→ Requirement: Read through the data and count the lines that contain the string "this"; give only the result.

→ Exercise inputs:
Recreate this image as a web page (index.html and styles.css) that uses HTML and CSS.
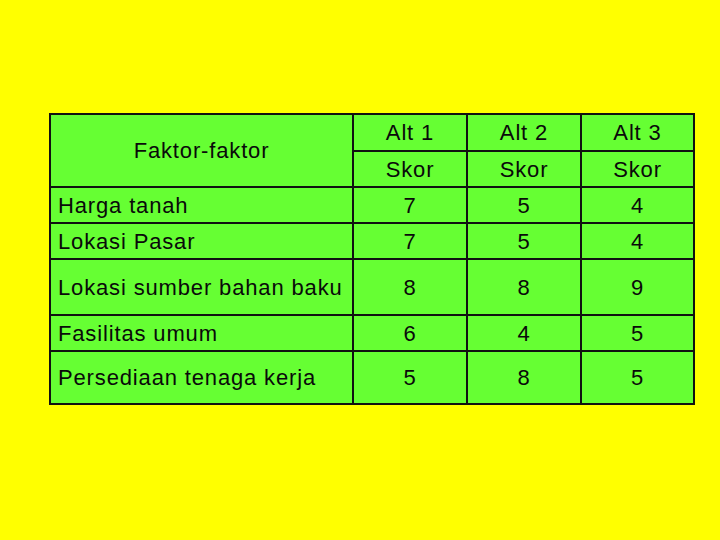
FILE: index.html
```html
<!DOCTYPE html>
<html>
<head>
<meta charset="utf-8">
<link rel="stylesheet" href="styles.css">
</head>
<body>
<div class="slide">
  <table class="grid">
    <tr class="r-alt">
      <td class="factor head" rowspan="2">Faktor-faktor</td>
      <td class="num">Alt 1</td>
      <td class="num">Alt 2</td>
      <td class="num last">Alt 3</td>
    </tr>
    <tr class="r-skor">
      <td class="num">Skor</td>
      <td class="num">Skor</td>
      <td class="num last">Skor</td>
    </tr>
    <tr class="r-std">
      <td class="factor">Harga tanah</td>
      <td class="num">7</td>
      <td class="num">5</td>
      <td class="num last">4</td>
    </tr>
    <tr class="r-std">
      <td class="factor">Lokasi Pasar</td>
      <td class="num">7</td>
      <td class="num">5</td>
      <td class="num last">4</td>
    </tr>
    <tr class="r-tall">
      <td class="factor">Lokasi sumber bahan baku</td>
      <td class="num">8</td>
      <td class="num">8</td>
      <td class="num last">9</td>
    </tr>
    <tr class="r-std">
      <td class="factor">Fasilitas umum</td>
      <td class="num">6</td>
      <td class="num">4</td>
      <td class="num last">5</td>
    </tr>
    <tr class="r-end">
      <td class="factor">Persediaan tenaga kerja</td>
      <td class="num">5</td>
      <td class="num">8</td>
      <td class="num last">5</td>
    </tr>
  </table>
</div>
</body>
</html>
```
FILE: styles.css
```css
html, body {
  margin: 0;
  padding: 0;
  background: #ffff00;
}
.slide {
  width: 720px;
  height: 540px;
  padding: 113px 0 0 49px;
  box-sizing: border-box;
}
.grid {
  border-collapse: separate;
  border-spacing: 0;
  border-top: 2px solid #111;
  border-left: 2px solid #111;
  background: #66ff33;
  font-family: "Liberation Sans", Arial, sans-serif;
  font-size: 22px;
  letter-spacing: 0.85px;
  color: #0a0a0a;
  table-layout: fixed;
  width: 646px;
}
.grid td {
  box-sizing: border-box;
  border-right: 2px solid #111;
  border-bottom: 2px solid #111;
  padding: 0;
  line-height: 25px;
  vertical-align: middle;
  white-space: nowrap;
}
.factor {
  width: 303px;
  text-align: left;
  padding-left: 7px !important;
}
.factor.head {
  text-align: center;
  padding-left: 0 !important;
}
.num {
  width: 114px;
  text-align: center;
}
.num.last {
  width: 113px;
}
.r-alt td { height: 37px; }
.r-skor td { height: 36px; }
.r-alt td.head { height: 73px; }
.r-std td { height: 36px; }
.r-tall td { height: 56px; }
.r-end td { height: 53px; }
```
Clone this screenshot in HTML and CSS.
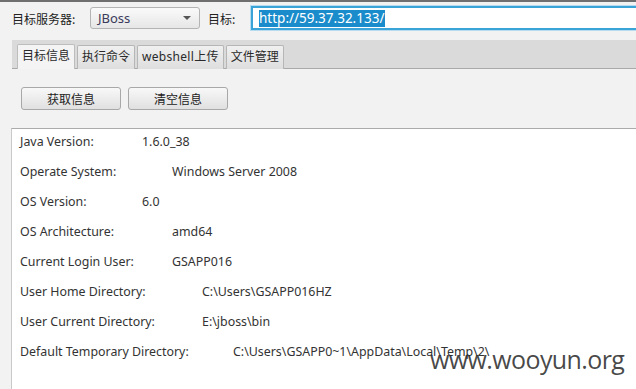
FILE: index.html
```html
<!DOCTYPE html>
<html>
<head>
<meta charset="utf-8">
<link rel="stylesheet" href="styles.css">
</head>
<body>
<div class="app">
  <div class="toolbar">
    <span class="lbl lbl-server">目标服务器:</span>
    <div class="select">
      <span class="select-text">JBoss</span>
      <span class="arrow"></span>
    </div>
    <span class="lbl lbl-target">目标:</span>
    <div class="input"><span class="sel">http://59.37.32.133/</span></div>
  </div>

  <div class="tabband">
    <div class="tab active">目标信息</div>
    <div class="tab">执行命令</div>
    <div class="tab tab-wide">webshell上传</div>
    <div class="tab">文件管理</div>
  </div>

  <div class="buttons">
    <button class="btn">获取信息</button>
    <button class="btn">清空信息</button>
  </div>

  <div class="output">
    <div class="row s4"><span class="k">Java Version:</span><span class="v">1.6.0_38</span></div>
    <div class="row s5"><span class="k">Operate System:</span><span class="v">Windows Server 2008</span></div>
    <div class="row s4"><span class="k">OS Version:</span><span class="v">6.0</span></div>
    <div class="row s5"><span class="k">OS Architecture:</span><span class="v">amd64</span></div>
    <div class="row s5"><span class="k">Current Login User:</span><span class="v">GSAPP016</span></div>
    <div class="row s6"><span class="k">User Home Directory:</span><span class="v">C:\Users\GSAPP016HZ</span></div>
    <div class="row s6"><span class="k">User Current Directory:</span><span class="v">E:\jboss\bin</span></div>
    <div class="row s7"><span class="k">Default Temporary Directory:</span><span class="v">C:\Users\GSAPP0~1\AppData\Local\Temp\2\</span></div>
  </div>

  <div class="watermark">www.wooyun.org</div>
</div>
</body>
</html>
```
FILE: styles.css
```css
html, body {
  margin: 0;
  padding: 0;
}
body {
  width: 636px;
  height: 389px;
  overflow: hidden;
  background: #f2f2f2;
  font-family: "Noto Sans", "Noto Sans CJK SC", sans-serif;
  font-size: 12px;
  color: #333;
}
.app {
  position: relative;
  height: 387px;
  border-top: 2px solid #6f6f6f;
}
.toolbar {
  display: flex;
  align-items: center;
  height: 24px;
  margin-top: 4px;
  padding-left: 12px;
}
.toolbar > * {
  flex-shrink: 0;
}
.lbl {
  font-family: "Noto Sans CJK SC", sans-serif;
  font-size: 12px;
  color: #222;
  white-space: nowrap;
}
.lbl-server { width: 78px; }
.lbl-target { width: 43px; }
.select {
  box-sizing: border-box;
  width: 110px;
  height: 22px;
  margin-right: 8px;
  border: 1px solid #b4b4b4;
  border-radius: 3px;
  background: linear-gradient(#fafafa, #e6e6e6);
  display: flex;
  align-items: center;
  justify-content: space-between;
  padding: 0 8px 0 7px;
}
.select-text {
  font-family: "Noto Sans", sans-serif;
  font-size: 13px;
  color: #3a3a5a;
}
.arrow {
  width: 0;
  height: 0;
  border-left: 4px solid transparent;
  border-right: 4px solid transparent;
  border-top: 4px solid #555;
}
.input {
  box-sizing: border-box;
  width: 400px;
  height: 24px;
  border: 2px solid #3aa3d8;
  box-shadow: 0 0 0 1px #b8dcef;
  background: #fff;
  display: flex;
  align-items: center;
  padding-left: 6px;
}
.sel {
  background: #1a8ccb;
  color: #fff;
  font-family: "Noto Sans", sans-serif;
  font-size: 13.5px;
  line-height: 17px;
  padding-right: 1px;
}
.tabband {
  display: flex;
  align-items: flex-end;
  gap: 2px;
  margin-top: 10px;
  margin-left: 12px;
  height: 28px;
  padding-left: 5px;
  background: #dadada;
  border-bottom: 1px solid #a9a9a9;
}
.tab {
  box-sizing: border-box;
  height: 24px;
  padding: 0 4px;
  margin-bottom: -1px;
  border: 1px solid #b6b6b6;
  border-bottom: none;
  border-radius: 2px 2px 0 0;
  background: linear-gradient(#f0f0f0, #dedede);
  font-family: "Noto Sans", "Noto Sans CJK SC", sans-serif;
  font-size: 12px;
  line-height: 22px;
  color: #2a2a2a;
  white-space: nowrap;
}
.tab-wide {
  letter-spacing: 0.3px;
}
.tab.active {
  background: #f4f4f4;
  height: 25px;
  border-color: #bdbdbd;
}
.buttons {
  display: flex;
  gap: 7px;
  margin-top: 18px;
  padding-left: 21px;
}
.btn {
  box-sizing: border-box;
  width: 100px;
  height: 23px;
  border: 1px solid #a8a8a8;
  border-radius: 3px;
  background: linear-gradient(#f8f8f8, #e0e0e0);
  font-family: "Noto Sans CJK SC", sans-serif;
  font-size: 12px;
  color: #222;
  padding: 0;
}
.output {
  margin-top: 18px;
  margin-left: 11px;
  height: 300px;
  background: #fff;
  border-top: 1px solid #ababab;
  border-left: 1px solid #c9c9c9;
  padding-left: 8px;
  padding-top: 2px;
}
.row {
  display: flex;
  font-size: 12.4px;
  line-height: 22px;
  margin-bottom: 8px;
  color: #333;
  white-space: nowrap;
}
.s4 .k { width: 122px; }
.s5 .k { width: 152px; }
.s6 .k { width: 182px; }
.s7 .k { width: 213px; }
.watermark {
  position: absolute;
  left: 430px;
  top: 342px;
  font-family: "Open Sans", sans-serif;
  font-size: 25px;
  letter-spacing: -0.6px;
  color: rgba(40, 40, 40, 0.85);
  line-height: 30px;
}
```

→ Exercise answer: 2